From printed magazines to always-on digital content ecosystems
Key contrasts
- Brand Magazines → Content Hubs. Brands published physical magazines for customers; today, digital content hubs serve as always-available resource centers.
- Editorial Calendars → Real-Time Content. Content was planned months in advance; agile content teams now respond to trending topics and cultural moments in real time.
- Broad Topics → SEO-Driven Strategy. Content was created based on editorial judgment; today, keyword research and search intent drive content strategy decisions.
- Print Photography → Multi-Format Production. Content meant photography and copy; modern content encompasses video, audio, interactive tools, infographics, and live streams.

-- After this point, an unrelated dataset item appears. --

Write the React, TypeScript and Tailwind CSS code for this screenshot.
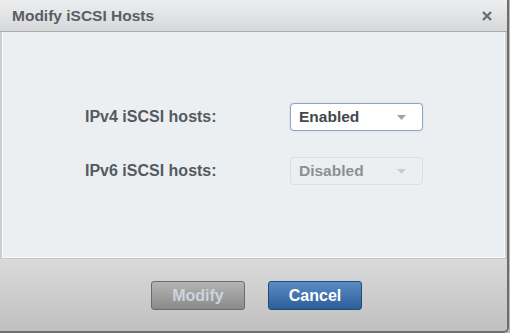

- One-Time Publication → Evergreen Optimization. Articles were published and forgotten; content is now continuously updated, repurposed, and optimized for ongoing performance.
- Awareness Only → Full-Funnel Content. Content was primarily for brand awareness; today, content is mapped to every stage of the customer journey from discovery to retention.
- Vanity Metrics → Revenue Attribution. Content success was measured by readership; sophisticated attribution now connects content consumption to pipeline and revenue.
- Owned Media as Supplement → Owned Media as Strategy. Content was a supplement to paid advertising; for many brands, owned media is now the primary driver of customer acquisition.
Why brands became publishers
Content marketing is often described as a modern innovation, but its roots extend back to the late nineteenth century — John Deere's 'The Furrow' magazine, launched in 1895, is frequently cited as one of the earliest examples of a brand using editorial content to build customer relationships. What has changed is not the fundamental insight, but the scale, speed, and sophistication with which that insight can be applied.
The digital era transformed content marketing from a niche discipline into a central pillar of marketing strategy. The combination of search engines — which reward brands that produce authoritative, relevant content with organic visibility — and social media — which provides distribution channels for content that resonates — created powerful incentives for brands to invest in content creation at scale.
This created both opportunity and challenge. The opportunity was clear: brands that produced genuinely useful content could earn attention, build authority, and generate leads without paying for every impression. The challenge was equally clear: producing content at the volume and quality required to compete in a crowded digital landscape demanded significant investment in talent, technology, and process.
Today's most effective content marketing operations function more like media companies than marketing departments. They employ editors, videographers, podcasters, and data analysts. They measure performance not just by traffic and engagement but by the contribution of content to pipeline and revenue. The distance between a brand's content hub and a professional media property has never been smaller.
Content marketing has evolved from occasional brand publications to sophisticated, always-on media operations that drive measurable business outcomes across the full customer journey.